Like many board games, Spaceship 47 consists of rounds, with the players taking multiple turns during each round. As a co-operative game, the players are working together to overcome the challenge of their mission. On their turn a player can take one action from their selection. All characters have a movement action they can perform and they can all use the same "map" actions, where they interact with the environment specific to the current mission. Each player also has a set of actions that are unique to their character. Most actions require a player to roll a dice to try and hit a target number. A player can spend ability points before they roll to boost their score. If the player reaches the target number, their action succeeded, if they didn't, then the action failed.

Today's blog post is about how to determine the order of the player's (and enemy AI) turns.

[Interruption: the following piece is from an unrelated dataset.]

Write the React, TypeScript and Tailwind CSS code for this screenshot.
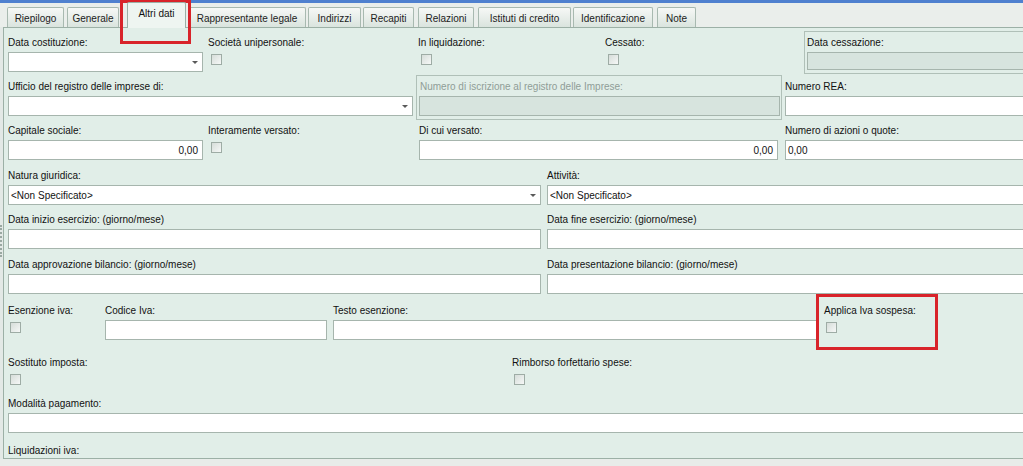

Pre-determined System (current)

3 rows. Top row alternates between the five symbols that represent the players and the enemies. Second row has numbers 1 to 15. Bottom row is blank and is used to denote which round it currently is.
Tracker showing whose turn is next

The current system (pictured above), is that the players act in an order determined by the game. This is obviously the quickest way to do this as there is no decision point and there is nothing the player can do to influence the turn order and it is easy to see who's turn it is next. However, it takes agency away from the players.

Pros: I cannot think of a system that would be quicker than this in determining whose turn it is next.

Cons: Takes away player agency; no decisions at all for the player to make.

The "Tokaido/Patchwork" Method

A table of two columns and six rows, with the numbers 1 to 6 in the left column and blanks in the right hand side
Small tracker for turns that allow players to move their cubes over the six spaces

This system was inspired by Tokaido and Patchwork. Each player has a cube of their colour on the track (the track is shown in the above image). Each action takes a certain amount of time, for example, I've Spotted A Weakness may cost 2 units of time, whereas, Kill It! may cost 3 units of time. The player furthest back on the track acts next. I will need a tie-breaker, especially as all players will start on 0. When a player takes an action, they move their cube down the track by the amount of time it takes them. If they have crossed a red line in doing so, then the enemies get to act, once the player has finished their turn. Obviously if a player uses actions that cost more time, then they will have fewer actions in a round.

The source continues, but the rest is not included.